Task objective:
Below are entries. Reproduce exactly the lines between the line holding "Convert this screenshot to React, TypeScript" and the line holding "const board: Mark[]", inclusive, and only those.

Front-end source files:
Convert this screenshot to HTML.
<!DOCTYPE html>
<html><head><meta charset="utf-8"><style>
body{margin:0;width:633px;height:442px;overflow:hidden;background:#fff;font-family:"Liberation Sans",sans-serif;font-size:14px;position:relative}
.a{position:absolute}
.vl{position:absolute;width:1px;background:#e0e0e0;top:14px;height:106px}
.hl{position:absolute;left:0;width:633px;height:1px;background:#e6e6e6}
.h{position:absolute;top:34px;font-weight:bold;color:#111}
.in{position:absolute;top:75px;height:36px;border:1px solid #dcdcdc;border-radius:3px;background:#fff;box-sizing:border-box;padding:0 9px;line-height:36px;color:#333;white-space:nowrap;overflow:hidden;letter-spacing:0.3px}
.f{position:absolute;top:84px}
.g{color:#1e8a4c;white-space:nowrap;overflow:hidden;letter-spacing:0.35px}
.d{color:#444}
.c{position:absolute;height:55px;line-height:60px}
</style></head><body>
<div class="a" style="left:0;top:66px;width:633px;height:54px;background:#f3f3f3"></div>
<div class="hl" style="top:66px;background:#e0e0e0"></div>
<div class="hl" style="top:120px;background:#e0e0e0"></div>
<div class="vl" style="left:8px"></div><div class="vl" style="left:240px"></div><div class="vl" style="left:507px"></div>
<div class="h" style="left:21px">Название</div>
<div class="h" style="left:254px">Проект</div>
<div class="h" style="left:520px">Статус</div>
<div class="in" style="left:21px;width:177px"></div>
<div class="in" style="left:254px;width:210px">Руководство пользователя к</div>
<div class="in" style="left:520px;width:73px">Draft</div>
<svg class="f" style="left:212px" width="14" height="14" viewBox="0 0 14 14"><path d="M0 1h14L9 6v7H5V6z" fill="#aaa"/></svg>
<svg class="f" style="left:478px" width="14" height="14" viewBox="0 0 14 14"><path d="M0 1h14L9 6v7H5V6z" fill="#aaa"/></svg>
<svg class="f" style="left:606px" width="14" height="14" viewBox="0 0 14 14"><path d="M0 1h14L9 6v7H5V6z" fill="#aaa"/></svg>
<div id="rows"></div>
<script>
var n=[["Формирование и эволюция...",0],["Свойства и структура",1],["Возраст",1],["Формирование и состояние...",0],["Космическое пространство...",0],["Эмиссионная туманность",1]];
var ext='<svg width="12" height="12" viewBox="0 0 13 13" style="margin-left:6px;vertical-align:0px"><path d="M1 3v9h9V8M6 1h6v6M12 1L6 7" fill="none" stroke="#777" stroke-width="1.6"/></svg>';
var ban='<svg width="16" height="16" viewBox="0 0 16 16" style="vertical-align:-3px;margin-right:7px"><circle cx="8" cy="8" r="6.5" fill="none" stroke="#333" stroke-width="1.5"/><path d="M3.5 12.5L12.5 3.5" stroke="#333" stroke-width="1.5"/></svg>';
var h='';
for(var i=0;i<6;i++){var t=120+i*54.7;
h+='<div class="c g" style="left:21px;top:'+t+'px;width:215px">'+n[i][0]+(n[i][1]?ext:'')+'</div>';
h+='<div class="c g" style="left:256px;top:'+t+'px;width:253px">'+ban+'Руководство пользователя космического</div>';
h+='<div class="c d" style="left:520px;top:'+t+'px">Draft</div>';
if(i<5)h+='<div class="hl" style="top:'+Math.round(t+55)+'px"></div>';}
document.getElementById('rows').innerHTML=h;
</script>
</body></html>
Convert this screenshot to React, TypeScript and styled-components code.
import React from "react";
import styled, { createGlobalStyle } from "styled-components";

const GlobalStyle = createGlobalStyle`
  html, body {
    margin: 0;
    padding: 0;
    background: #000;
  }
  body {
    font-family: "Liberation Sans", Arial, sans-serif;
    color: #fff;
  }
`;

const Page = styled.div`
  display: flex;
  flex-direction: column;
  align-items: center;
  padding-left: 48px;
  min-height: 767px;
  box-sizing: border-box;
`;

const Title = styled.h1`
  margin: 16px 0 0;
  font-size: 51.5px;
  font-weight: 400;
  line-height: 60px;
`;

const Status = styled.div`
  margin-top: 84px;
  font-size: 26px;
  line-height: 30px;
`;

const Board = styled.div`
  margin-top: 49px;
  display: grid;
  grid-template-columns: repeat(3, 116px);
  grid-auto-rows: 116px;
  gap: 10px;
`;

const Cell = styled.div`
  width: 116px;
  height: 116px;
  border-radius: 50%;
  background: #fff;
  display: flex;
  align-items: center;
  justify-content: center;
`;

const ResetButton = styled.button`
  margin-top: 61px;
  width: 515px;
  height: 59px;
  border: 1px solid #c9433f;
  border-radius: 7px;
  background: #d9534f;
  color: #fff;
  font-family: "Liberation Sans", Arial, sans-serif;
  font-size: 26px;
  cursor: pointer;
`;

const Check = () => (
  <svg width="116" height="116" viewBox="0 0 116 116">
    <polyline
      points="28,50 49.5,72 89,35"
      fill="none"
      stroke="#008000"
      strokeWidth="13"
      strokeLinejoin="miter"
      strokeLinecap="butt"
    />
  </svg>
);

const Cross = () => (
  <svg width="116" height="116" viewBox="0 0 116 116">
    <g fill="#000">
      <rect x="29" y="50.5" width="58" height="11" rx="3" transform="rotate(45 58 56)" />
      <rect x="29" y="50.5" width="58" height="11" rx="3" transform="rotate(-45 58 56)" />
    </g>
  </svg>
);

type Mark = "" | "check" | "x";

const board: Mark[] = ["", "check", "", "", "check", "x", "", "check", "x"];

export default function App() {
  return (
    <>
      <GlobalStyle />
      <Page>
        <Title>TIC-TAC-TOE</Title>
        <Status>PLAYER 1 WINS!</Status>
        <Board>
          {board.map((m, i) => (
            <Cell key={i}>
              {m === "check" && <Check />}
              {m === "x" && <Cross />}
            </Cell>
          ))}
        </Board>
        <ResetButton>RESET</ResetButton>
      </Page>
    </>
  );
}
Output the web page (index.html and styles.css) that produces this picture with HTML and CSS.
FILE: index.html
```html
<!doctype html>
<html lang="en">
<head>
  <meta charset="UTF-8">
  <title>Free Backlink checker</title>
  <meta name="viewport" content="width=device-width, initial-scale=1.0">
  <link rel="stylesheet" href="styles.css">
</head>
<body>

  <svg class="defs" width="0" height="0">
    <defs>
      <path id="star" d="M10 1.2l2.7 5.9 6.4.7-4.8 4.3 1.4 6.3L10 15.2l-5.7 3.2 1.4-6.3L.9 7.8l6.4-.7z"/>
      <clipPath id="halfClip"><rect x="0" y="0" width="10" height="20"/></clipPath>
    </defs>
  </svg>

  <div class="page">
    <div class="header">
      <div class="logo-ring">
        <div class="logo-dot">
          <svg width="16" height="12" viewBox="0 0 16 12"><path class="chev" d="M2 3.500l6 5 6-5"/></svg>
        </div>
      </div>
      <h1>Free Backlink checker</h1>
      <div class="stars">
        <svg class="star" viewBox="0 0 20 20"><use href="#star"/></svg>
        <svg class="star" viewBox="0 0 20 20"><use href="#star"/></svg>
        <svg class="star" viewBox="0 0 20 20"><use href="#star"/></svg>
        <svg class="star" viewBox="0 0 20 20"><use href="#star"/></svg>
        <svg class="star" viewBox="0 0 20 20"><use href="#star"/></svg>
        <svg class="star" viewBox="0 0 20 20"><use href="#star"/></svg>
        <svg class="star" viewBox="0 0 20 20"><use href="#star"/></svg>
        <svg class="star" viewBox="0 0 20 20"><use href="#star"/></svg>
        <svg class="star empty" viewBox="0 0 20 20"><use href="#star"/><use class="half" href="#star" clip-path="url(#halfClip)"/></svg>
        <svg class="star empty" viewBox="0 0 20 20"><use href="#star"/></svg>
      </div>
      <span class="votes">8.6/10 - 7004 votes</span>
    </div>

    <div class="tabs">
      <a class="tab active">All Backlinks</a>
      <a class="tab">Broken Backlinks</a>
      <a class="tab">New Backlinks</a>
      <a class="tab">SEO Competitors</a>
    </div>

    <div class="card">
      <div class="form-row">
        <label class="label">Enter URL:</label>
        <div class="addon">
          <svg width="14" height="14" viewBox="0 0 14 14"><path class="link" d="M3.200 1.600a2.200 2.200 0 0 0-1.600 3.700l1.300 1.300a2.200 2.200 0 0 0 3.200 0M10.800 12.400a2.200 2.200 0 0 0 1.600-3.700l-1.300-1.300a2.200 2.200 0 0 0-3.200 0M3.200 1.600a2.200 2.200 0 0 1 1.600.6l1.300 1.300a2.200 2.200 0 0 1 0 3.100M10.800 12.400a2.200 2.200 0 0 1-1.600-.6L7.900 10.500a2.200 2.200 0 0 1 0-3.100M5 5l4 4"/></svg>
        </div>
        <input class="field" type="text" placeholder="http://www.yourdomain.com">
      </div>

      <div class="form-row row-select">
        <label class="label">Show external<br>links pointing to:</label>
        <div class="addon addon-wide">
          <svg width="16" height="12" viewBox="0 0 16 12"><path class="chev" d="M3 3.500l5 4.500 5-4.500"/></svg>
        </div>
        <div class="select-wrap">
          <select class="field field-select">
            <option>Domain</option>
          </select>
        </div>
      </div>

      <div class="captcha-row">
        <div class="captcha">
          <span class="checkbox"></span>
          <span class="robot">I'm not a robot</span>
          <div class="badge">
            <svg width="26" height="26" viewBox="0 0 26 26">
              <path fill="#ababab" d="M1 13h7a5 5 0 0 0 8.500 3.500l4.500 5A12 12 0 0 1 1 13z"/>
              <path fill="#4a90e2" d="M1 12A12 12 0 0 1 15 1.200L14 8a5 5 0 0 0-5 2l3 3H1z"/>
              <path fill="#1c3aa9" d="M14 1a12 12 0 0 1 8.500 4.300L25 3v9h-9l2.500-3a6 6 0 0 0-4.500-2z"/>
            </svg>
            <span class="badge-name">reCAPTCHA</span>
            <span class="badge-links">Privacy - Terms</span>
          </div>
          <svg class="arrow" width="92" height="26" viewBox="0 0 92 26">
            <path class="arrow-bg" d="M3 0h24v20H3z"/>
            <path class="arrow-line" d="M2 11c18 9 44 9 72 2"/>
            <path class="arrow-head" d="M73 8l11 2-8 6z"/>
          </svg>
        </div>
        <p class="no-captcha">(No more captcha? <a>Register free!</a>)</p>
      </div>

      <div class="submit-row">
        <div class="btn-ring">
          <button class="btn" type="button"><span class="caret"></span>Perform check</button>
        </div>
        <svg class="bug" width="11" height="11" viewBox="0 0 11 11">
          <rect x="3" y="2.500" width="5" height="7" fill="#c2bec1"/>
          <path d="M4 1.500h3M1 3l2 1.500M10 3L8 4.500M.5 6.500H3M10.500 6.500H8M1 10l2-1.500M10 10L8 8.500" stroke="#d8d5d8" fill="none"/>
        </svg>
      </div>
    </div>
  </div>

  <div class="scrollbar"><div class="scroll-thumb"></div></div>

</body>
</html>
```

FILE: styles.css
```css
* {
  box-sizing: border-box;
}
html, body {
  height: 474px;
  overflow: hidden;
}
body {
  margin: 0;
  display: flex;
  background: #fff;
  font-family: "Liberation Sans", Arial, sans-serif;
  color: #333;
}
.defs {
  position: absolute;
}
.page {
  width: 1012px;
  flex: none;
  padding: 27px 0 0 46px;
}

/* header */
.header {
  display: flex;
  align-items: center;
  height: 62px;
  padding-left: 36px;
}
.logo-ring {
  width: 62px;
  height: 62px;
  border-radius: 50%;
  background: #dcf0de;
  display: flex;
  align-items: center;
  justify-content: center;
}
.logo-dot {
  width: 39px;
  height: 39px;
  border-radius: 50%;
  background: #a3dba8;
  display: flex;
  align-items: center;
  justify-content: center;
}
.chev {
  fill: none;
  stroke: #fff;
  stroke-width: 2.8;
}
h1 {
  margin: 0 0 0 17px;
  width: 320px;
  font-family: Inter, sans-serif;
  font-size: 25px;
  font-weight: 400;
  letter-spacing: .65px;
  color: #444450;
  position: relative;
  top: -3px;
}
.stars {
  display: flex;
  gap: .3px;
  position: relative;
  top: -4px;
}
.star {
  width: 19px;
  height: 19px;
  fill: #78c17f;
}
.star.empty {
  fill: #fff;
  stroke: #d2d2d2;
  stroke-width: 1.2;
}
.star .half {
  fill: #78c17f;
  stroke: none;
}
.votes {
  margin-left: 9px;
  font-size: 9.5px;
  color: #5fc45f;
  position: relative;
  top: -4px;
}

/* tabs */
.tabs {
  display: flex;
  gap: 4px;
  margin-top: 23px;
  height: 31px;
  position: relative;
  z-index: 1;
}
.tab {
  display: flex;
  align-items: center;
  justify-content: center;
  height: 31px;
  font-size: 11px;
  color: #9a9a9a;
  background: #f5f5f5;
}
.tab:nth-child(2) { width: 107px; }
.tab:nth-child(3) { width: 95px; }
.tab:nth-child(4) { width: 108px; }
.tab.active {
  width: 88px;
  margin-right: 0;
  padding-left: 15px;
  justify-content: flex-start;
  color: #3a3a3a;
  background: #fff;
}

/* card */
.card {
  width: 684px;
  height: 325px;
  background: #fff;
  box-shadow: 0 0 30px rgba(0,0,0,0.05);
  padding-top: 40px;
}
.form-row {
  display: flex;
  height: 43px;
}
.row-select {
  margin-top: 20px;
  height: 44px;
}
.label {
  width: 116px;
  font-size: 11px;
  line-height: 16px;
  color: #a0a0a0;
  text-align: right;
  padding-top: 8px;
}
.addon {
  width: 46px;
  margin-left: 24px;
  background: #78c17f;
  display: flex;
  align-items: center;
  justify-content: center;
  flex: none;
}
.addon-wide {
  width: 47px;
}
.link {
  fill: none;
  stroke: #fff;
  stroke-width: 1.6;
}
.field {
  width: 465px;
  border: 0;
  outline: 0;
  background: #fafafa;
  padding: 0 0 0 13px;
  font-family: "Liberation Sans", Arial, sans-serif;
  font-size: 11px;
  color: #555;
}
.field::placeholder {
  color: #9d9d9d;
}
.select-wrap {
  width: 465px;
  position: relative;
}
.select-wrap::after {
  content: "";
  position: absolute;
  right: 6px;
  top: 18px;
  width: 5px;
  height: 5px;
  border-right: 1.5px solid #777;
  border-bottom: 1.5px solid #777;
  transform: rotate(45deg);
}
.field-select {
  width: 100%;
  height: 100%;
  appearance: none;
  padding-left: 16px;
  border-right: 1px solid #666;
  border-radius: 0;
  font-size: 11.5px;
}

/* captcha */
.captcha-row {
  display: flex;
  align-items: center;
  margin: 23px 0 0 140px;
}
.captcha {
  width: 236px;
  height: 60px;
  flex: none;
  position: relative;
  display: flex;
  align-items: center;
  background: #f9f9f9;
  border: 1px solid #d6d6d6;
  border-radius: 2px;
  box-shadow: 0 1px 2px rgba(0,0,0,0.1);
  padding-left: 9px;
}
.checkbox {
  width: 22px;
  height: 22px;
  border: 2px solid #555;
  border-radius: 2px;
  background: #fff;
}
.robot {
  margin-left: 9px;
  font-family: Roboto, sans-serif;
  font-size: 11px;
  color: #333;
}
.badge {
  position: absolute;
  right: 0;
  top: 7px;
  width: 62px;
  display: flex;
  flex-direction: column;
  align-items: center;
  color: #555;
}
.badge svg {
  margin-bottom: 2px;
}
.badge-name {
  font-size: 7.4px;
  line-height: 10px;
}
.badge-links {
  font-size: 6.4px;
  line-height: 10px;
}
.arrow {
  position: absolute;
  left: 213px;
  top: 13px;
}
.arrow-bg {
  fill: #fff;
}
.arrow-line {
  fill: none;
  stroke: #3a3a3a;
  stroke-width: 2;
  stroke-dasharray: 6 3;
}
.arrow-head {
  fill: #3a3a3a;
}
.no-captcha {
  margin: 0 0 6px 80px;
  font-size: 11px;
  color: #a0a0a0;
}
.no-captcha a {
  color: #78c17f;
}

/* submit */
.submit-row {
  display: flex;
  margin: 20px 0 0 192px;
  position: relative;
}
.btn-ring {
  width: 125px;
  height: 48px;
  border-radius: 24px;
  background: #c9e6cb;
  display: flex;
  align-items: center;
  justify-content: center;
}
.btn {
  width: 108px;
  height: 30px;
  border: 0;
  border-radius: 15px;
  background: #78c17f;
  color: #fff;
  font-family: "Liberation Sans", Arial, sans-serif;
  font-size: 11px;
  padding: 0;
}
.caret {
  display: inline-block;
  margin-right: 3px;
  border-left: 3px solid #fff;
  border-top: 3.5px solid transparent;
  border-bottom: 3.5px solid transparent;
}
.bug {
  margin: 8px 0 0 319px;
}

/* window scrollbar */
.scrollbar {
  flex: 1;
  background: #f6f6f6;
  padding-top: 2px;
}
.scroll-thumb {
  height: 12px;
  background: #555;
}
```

Worked solution:
Convert this screenshot to React, TypeScript and styled-components code.
import React from "react";
import styled, { createGlobalStyle } from "styled-components";

const GlobalStyle = createGlobalStyle`
  html, body {
    margin: 0;
    padding: 0;
    background: #000;
  }
  body {
    font-family: "Liberation Sans", Arial, sans-serif;
    color: #fff;
  }
`;

const Page = styled.div`
  display: flex;
  flex-direction: column;
  align-items: center;
  padding-left: 48px;
  min-height: 767px;
  box-sizing: border-box;
`;

const Title = styled.h1`
  margin: 16px 0 0;
  font-size: 51.5px;
  font-weight: 400;
  line-height: 60px;
`;

const Status = styled.div`
  margin-top: 84px;
  font-size: 26px;
  line-height: 30px;
`;

const Board = styled.div`
  margin-top: 49px;
  display: grid;
  grid-template-columns: repeat(3, 116px);
  grid-auto-rows: 116px;
  gap: 10px;
`;

const Cell = styled.div`
  width: 116px;
  height: 116px;
  border-radius: 50%;
  background: #fff;
  display: flex;
  align-items: center;
  justify-content: center;
`;

const ResetButton = styled.button`
  margin-top: 61px;
  width: 515px;
  height: 59px;
  border: 1px solid #c9433f;
  border-radius: 7px;
  background: #d9534f;
  color: #fff;
  font-family: "Liberation Sans", Arial, sans-serif;
  font-size: 26px;
  cursor: pointer;
`;

const Check = () => (
  <svg width="116" height="116" viewBox="0 0 116 116">
    <polyline
      points="28,50 49.5,72 89,35"
      fill="none"
      stroke="#008000"
      strokeWidth="13"
      strokeLinejoin="miter"
      strokeLinecap="butt"
    />
  </svg>
);

const Cross = () => (
  <svg width="116" height="116" viewBox="0 0 116 116">
    <g fill="#000">
      <rect x="29" y="50.5" width="58" height="11" rx="3" transform="rotate(45 58 56)" />
      <rect x="29" y="50.5" width="58" height="11" rx="3" transform="rotate(-45 58 56)" />
    </g>
  </svg>
);

type Mark = "" | "check" | "x";

const board: Mark[] = ["", "check", "", "", "check", "x", "", "check", "x"];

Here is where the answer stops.